— Ах, в порядочном обществе, — закричал барон. — Наверное, думаете, что находитесь в петербургском салоне среди жидовских адвокатов, низких нигилистов-крамольников и изменников. Выпороть его! Вера Голубева вскочила и бросилась к барону.
— Господин барон, — возмущенно сказала она, — мы принадлежим к высшим петербургским фамилиям. Мой муж — близкий родственник его величества адмирала Арсеньева.
— Выпороть! — еще громче закричал барон.
Видя бешенство и непреклонность барона, Голубева сменила тон.
— Господин барон, — умоляюще сказала она, — как женщина прошу вас отменить наказание.

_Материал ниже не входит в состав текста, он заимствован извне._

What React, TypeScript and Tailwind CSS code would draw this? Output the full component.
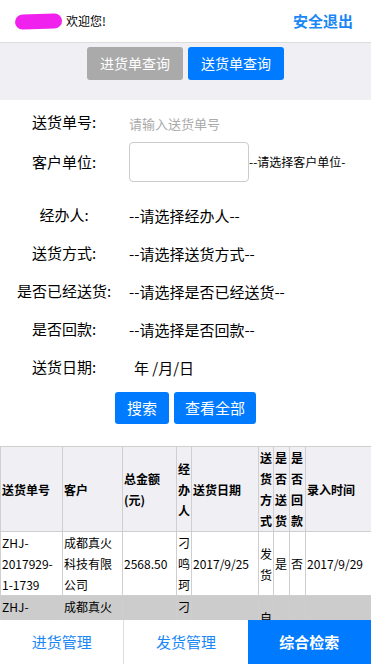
import React from "react";

const FONT = { fontFamily: '"Noto Sans CJK SC", "Liberation Sans", sans-serif' };

const FORM_ROWS = [
  { label: "经办人:", value: "--请选择经办人--" },
  { label: "送货方式:", value: "--请选择送货方式--" },
  { label: "是否已经送货:", value: "--请选择是否已经送货--" },
  { label: "是否回款:", value: "--请选择是否回款--" },
];

const COLS = [62, 60, 54, 15, 67, 15, 16, 16, 66];

const HEADERS = ["送货单号", "客户", "总金额(元)", "经办人", "送货日期", "送货方式", "是否送货", "是否回款", "录入时间"];

const ROWS = [
  ["ZHJ-2017929-1-1739", "成都真火科技有限公司", "2568.50", "刁鸣珂", "2017/9/25", "发货", "是", "否", "2017/9/29"],
  ["ZHJ-2017929-1-1740", "成都真火科技有限公司", "1320.00", "刁鸣珂", "2017/9/26", "自提", "是", "否", "2017/9/29"],
];

function FormRow({ label, children, className = "h-[38px]" }: { label: string; children: React.ReactNode; className?: string }) {
  return (
    <div className={`grid grid-cols-[128px_1fr] items-center ${className}`}>
      <div className="text-center text-[15px] text-black">{label}</div>
      <div className="min-w-0">{children}</div>
    </div>
  );
}

export default function App() {
  return (
    <div className="w-[371px] bg-white pb-[44px]" style={FONT}>
      {/* Header */}
      <div className="flex h-[43px] items-center justify-between border-b border-[#dcdcdc] bg-white pl-[15px] pr-[18px]">
        <div className="flex items-center">
          <span className="inline-block h-[15px] w-[47px] -rotate-2 rounded-full bg-[#f020ee]" />
          <span className="ml-[4px] text-[12px] text-black">欢迎您!</span>
        </div>
        <span className="text-[15px] font-bold text-[#1a87f5]">安全退出</span>
      </div>

      {/* Tabs */}
      <div className="flex h-[57px] justify-center gap-[5px] bg-[#efeff4] pt-[4px]">
        <button className="h-[33px] w-[96px] rounded-[3px] bg-[#aaaaaa] text-[14px] text-white">进货单查询</button>
        <button className="h-[33px] w-[96px] rounded-[3px] bg-[#007aff] text-[14px] text-white">送货单查询</button>
      </div>

      {/* Form */}
      <div className="pt-[3px]">
        <FormRow label="送货单号:">
          <span className="pl-[1px] text-[13px] text-[#aaaaaa]">请输入送货单号</span>
        </FormRow>
        <FormRow label="客户单位:" className="mb-[13px] h-[42px]">
          <div className="flex items-center whitespace-nowrap">
            <div className="ml-[1px] h-[40px] w-[120px] shrink-0 rounded-[4px] border border-[#cccccc]" />
            <span className="overflow-hidden text-[12px] text-black">--请选择客户单位-</span>
          </div>
        </FormRow>
        {FORM_ROWS.map((r) => (
          <FormRow key={r.label} label={r.label}>
            <span className="pl-[1px] text-[15px] text-black">{r.value}</span>
          </FormRow>
        ))}
        <FormRow label="送货日期:">
          <span className="pl-[6px] text-[15px] text-black">年 /月/日</span>
        </FormRow>
        <div className="mt-[6px] mb-[22px] flex justify-center gap-[5px]">
          <button className="h-[32px] w-[54px] rounded-[3px] bg-[#007aff] text-[15px] text-white">搜索</button>
          <button className="h-[32px] w-[82px] rounded-[3px] bg-[#007aff] text-[15px] text-white">查看全部</button>
        </div>
      </div>

      {/* Table */}
      <table className="w-[371px] table-fixed border-collapse text-[12px] leading-[21px] text-black">
        <colgroup>
          {COLS.map((w, i) => (
            <col key={i} style={{ width: w }} />
          ))}
        </colgroup>
        <thead>
          <tr className="bg-[#efeff4]">
            {HEADERS.map((h) => (
              <th key={h} className="border border-[#cfcfcf] px-[1px] text-left align-middle font-bold break-words">
                {h}
              </th>
            ))}
          </tr>
        </thead>
        <tbody>
          {ROWS.map((row, i) => (
            <tr key={i} className={i % 2 === 1 ? "bg-[#cccccc]" : "bg-white"}>
              {row.map((c, j) => (
                <td key={j} className="border border-[#cfcfcf] px-[1px] align-middle break-words">
                  {c}
                </td>
              ))}
            </tr>
          ))}
        </tbody>
      </table>

      {/* Bottom nav */}
      <div className="fixed bottom-0 left-0 flex h-[44px] w-[371px] bg-white text-[15px]">
        <div className="flex flex-1 items-center justify-center border-r border-[#dddddd] text-[#1a87f5]">进货管理</div>
        <div className="flex flex-1 items-center justify-center text-[#1a87f5]">发货管理</div>
        <div className="flex flex-1 items-center justify-center bg-[#007aff] font-bold text-white">综合检索</div>
      </div>
    </div>
  );
}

— Если за какого-нибудь провинившегося солдата или офицера ходатайствует женщина, то я увеличиваю ему меру наказания. Вы же вовсе штатские особы. Выпороть! — крикнул он опять, побагровев. — Ее тоже выпороть. Положите их рядом, по-супружески. Сипайлов!
Сипайлов вырос как из-под земли.
— Сипайлов, его пусть порет адъютант, поручик Жданов. Он хорошо порет. А ее я приказываю пороть вам, Миронов, своему другому адъютанту.
Голубев и его жена лежали рядом полуобнаженные. Спина Голубева была исполосована Ждановым до крови. Миронов же старался бить помягче.
— Жалеете ее? — усмехнулся барон. — Видно, уже влюблены, юбочный угодник! Ладно, пока с этой женщины позора довольно. Отправить ее в обоз. Написать коменданту Чернову, чтобы использовал на тяжелых грязных работах. Пусть солдатские кальсоны стирает, барыня петербургская. А мужа-дипломата назначить рядовым в полк.
...На плацу Голубев в солдатском мундире, который сидел на нем, как на огородном пугале, неумело семенил, стараясь пристроиться к общему солдатскому шагу, подгоняемый злой командой фельдфебеля.
— Поистине от великого до смешного всего один шаг, — сказал Гущин. — Какая жалкая картина. А с Верой, слыхал, и того хуже.
— Не говори, — сказал Миронов, — ситуация была почти такая же, как при вынужденном расстреле мной Лоуренса. Но все надо вытерпеть, как говорит доктор, во имя нашей идеи.
— И все-таки я тебе завидую. Видеть обнаженное тело красавицы. Пороть ее — в этом есть нечто обольстительное, — и он как-то странно, болезненно засмеялся. — Пусть извращенное, но обольстительное.
— Не понимаю тебя, — сухо сказал Миронов. — Садистская болезненность меня никогда не интересовала. Я сторонник здоровья во всем, тем более в интимном.
— Ты наивен, как все моралисты. Или опять фальшивишь.
— Напрасно ты меня ревнуешь, — сказал Миронов, — тем более к несчастной женщине, которая теперь занимается грязной работой в обозе у Чернова.
— У Чернова? — засмеялся Гущин. — Держу пари, что Голубева сойдется в обозе с этим женским обольстителем, красавцем Черновым.